Monday, March 20, 2023

Leslie Reperant's "Fatal Jump"

Leslie Reperant is a doctor of veterinary medicine and earned a PhD in ecology and evolutionary biology from Princeton University. She has published her research on emerging infectious diseases in leading scientific journals, including The Lancet and Science.

Reperant applied the "Page 99 Test" to her new book, Fatal Jump: Tracking the Origins of Pandemics, and reported the following:
Page 99 of Fatal Jump is the closing page of Chapter 3 on heirloom and souvenir parasites and pathogens that have afflicted humans (and other hominins) since prehistory. It opens on a world map showing the prehistoric dispersion routes of Helicobacter pylori along the migration of humans within and out of Africa tens of thousands of years ago: a pandemic that spread at the rhythm of our hunting-gathering ancestors. This spiral-shaped bacteria inhabits the lining of the stomach of more than half of the human population today, and is associated with increased risk of developing gastritis, ulcers, and cancer. Its association with humans started long ago, upon a prehistoric host jump from a mysterious animal into humans. Because the species of Helicobacter acinonychis present in the stomach of large African felids, like lions and cheetahs, is closely related to humans’ Helicobacter pylori, researchers proposed that prehistoric hunters may have acquired the bacteria after savoring some large felid stomach. But thorough analyses of the genetic sequences of these two species of Helicobacter revealed, shockingly (or perhaps not much so), that the jump had occurred in the opposite direction: the ferocious large felids acquired the bacteria after devouring prehistoric human stomachs instead, about 45,000 years ago. The remainder of page 99 reads:
So long for lions as the source of our once-zoonotic Helicobacter: our prestigious shoulder rubbing had turned ugly. The next closest relative of Helicobacter pylori and Helicobacter acinonychis is Helicobacter cetorum, found in dolphins and whales. This leads to yet more perplexing interrogations on the still enigmatic origin of Helicobacter pylori in humans and of Helicobacter cetorum in cetaceans for that matter.

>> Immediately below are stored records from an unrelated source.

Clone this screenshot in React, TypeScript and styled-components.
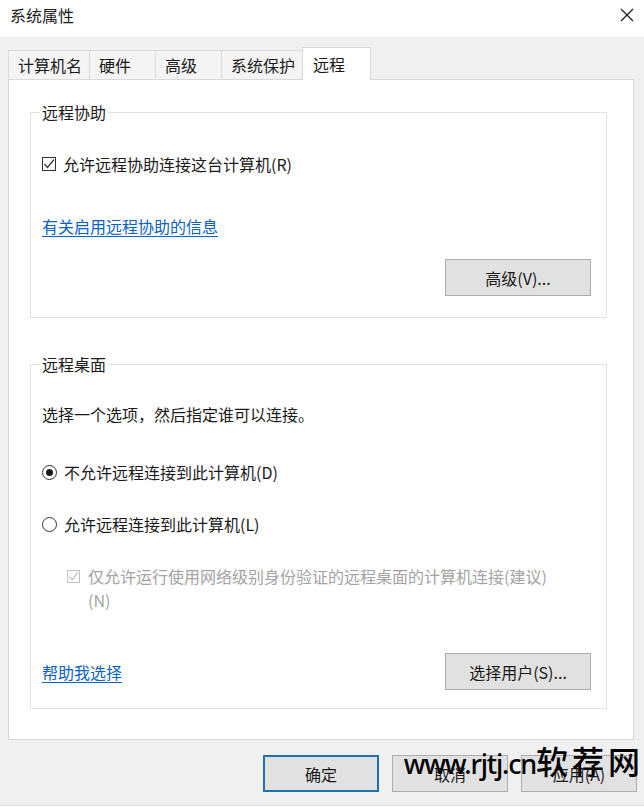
import * as React from 'react'
import styled, { createGlobalStyle } from 'styled-components'

type TabProps = { $active?: boolean }
type RowProps = { $mt: number; $indent?: number }
type ButtonProps = { $width: number; $isDefault?: boolean }

const GlobalStyle = createGlobalStyle`
    html, body {
        margin: 0;
        padding: 0;
        background: #fff;
    }
    body {
        font-family: "Noto Sans CJK SC", "Noto Sans", sans-serif;
    }
`

const Window = styled.div`
    position: relative;
    width: 644px;
    height: 806px;
    box-sizing: border-box;
    background: #f0f0f0;
    border-bottom: 1px solid #dcdcdc;
    color: #1a1a1a;
    font-size: 16px;
    line-height: 24px;
    display: flex;
    flex-direction: column;
    overflow: hidden;
`
const TitleBar = styled.header`
    height: 37px;
    flex-shrink: 0;
    box-sizing: border-box;
    padding: 0 10px 8px 10px;
    background: #fff;
    display: flex;
    align-items: center;
    justify-content: space-between;
`
const Title = styled.h1`
    margin: 0;
    font-size: 16px;
    font-weight: 400;
    line-height: 24px;
`
const CloseButton = styled.span`
    display: flex;
    width: 14px;
    height: 14px;
    margin-top: 1px;
`
const Body = styled.main`
    padding: 11px 10px 0 8px;
`
const TabStrip = styled.nav`
    position: relative;
    z-index: 1;
    display: flex;
    align-items: flex-end;
    height: 32px;
    margin-bottom: -1px;
`
const Tab = styled.div<TabProps>`
    box-sizing: border-box;
    min-width: ${p => (p.$active ? 69 : 67)}px;
    height: ${p => (p.$active ? 33 : 30)}px;
    padding: ${p => (p.$active ? '2px 10px 0' : '0 7px 0 9px')};
    margin-left: -1px;
    border: 1px solid #d9d9d9;
    border-bottom: ${p => (p.$active ? 'none' : '1px solid #d9d9d9')};
    background: ${p => (p.$active ? '#fff' : '#f4f4f4')};
    line-height: 28px;
    white-space: nowrap;

    &:first-child {
        margin-left: 0;
    }
`
const Panel = styled.section`
    background: #fff;
    border: 1px solid #d9d9d9;
    padding: 20px 26px 30px 21px;
`
const GroupBox = styled.fieldset<{ $mt?: number }>`
    margin: ${p => p.$mt ?? 0}px 0 0 0;
    padding: 0 15px 0 11px;
    border: 1px solid #e2e2e2;
    min-width: 0;
`
const Legend = styled.legend`
    padding: 0 2px;
    margin-left: -2px;
    font-size: 16px;
    line-height: 24px;
`
const GroupContent = styled.div<{ $pb: number }>`
    display: flex;
    flex-direction: column;
    align-items: flex-start;
    padding-bottom: ${p => p.$pb}px;
`
const Row = styled.div<RowProps>`
    display: flex;
    align-items: center;
    gap: 7px;
    margin-top: ${p => p.$mt}px;
    padding-left: ${p => p.$indent ?? 0}px;
`
const DisabledRow = styled(Row)`
    align-items: flex-start;
    color: #a3a3a3;
    gap: 8px;
`
const Text = styled.p<{ $mt: number }>`
    margin: ${p => p.$mt}px 0 0 0;
`
const CheckBox = styled.span<{ $disabled?: boolean }>`
    display: flex;
    flex-shrink: 0;
    box-sizing: border-box;
    width: ${p => (p.$disabled ? 13 : 14)}px;
    height: ${p => (p.$disabled ? 13 : 14)}px;
    margin-top: ${p => (p.$disabled ? 6 : 0)}px;
    border: 1px solid ${p => (p.$disabled ? '#c2c2c2' : '#333')};
    background: #fff;
`
const Radio = styled.span<{ $checked?: boolean }>`
    display: flex;
    align-items: center;
    justify-content: center;
    flex-shrink: 0;
    box-sizing: border-box;
    width: 15px;
    height: 15px;
    border: 1px solid #333;
    border-radius: 50%;
    background: #fff;

    &::after {
        content: '';
        display: ${p => (p.$checked ? 'block' : 'none')};
        width: 7px;
        height: 7px;
        border-radius: 50%;
        background: #1a1a1a;
    }
`
const Link = styled.a<{ $mt?: number }>`
    margin-top: ${p => p.$mt ?? 0}px;
    color: #0a62c4;
    text-decoration: underline;
    text-underline-offset: 3px;
    cursor: pointer;
`
const ActionRow = styled.div<{ $mt: number; $justify?: string }>`
    align-self: stretch;
    display: flex;
    align-items: center;
    justify-content: ${p => p.$justify ?? 'space-between'};
    margin-top: ${p => p.$mt}px;
`
const PushButton = styled.button<ButtonProps>`
    box-sizing: border-box;
    width: ${p => p.$width}px;
    height: 37px;
    padding: 0;
    border: ${p => (p.$isDefault ? '2px solid #1f73ad' : '1px solid #adadad')};
    background: #e1e1e1;
    color: #1a1a1a;
    font: inherit;
    line-height: 24px;
`
const Footer = styled.footer`
    position: relative;
    display: flex;
    justify-content: flex-end;
    gap: 13px;
    margin-top: 15px;
    padding-right: 7px;
`
const Watermark = styled.div`
    position: absolute;
    right: 0;
    top: -7px;
    display: flex;
    align-items: baseline;
    color: #000;
    white-space: nowrap;
    pointer-events: none;
`
const WatermarkLatin = styled.span`
    font-family: "Noto Sans", sans-serif;
    font-size: 27px;
    font-weight: 500;
    letter-spacing: -1.2px;
`
const WatermarkCjk = styled.span`
    font-family: "Noto Sans CJK SC", sans-serif;
    font-size: 32px;
    font-weight: 500;
    letter-spacing: 4px;
`

const CheckMark = ({ color }: { color: string }) => (
    <svg width="100%" height="100%" viewBox="0 0 12 12">
        <path d="M1.5 6 L4.5 9.5 L11 1.5" fill="none" stroke={color} strokeWidth="1.2" />
    </svg>
)

const CloseIcon = () => (
    <svg width="14" height="14" viewBox="0 0 14 14">
        <path d="M1 1 L13 13 M13 1 L1 13" stroke="#222" strokeWidth="1.3" fill="none" />
    </svg>
)

const tabs = ['计算机名', '硬件', '高级', '系统保护', '远程']

const App = () => (
    <>
        <GlobalStyle />
        <Window>
            <TitleBar>
                <Title>系统属性</Title>
                <CloseButton>
                    <CloseIcon />
                </CloseButton>
            </TitleBar>
            <Body>
                <TabStrip>
                    {tabs.map(t => (
                        <Tab key={t} $active={t === '远程'}>
                            {t}
                        </Tab>
                    ))}
                </TabStrip>
                <Panel>
                    <GroupBox>
                        <Legend>远程协助</Legend>
                        <GroupContent $pb={21}>
                            <Row $mt={28}>
                                <CheckBox>
                                    <CheckMark color="#333" />
                                </CheckBox>
                                允许远程协助连接这台计算机(R)
                            </Row>
                            <Link $mt={38}>有关启用远程协助的信息</Link>
                            <ActionRow $mt={21} $justify="flex-end">
                                <PushButton $width={146}>高级(V)...</PushButton>
                            </ActionRow>
                        </GroupContent>
                    </GroupBox>
                    <GroupBox $mt={34}>
                        <Legend>远程桌面</Legend>
                        <GroupContent $pb={18}>
                            <Text $mt={26}>选择一个选项，然后指定谁可以连接。</Text>
                            <Row $mt={34}>
                                <Radio $checked />
                                不允许远程连接到此计算机(D)
                            </Row>
                            <Row $mt={28}>
                                <Radio />
                                允许远程连接到此计算机(L)
                            </Row>
                            <DisabledRow $mt={28} $indent={25}>
                                <CheckBox $disabled>
                                    <CheckMark color="#b5b5b5" />
                                </CheckBox>
                                <span>
                                    仅允许运行使用网络级别身份验证的远程桌面的计算机连接(建议)
                                    <br />
                                    (N)
                                </span>
                            </DisabledRow>
                            <ActionRow $mt={41}>
                                <Link>帮助我选择</Link>
                                <PushButton $width={146}>选择用户(S)...</PushButton>
                            </ActionRow>
                        </GroupContent>
                    </GroupBox>
                </Panel>
            </Body>
            <Footer>
                <PushButton $width={116} $isDefault>确定</PushButton>
                <PushButton $width={116}>取消</PushButton>
                <PushButton $width={116}>应用(A)</PushButton>
                <Watermark>
                    <WatermarkLatin>www.rjtj.cn</WatermarkLatin>
                    <WatermarkCjk>软荐网</WatermarkCjk>
                </Watermark>
            </Footer>
        </Window>
    </>
)

export default App
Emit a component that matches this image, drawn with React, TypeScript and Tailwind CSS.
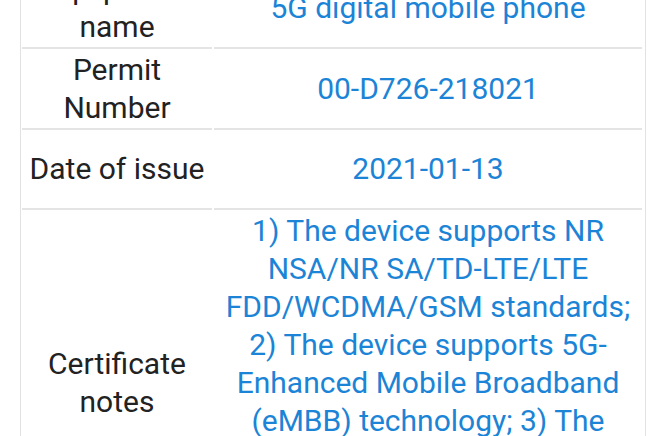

Retracing the prehistoric origins of heirloom and souvenir parasites and pathogens is fraught with uncertainties, and often uncovers unexpected—and sometimes unexplainable—developments along the paths of their long associations with hominins. And yet, with languages and pottery cultures, the phylogeography of heirloom parasites and pathogens retraces the remarkable prehistoric journey of modern humans across the Earth’s continents and illuminates the enduring relationships hominins have had with some of the agents of humans’ most entrenched chronic diseases.
Fatal Jump passes the Page 99 Test fairly well. The short story of the rise of Helicobacter pylori in humans is a neat example of an unexpected jump of a zoonotic pathogen from a so-far mysterious animal—yet probably hunted for food or other resources—to humans. It illustrates well the global spread of such new associations due to the (long) mobile propensity of humans. It showcases these associations’ far-reaching consequences on today’s human health. But the end paragraph also provides a clue on what is to come. It ends on a reflection about the enduring relationships humans have had with some of the agents of our most entrenched chronic diseases. The changes that propelled humanity from prehistory into history would soon allow for the rise and spread of the agents of more devastating, acute infectious diseases.

Fatal Jump is indeed a journey, by leaps and bounds around the world and through time, that leads the reader to examine the extraordinary circumstances—evolutionary, ecological, and otherwise—that converged and gave birth to some of our most wicked plagues and pandemics, including the latest one. This journey is full of (often unsettling) surprises. In the field of emerging infectious diseases, we know to expect the unexpected. Dear prospective reader, the question I have for you is: Are you ready to meet the unexpected?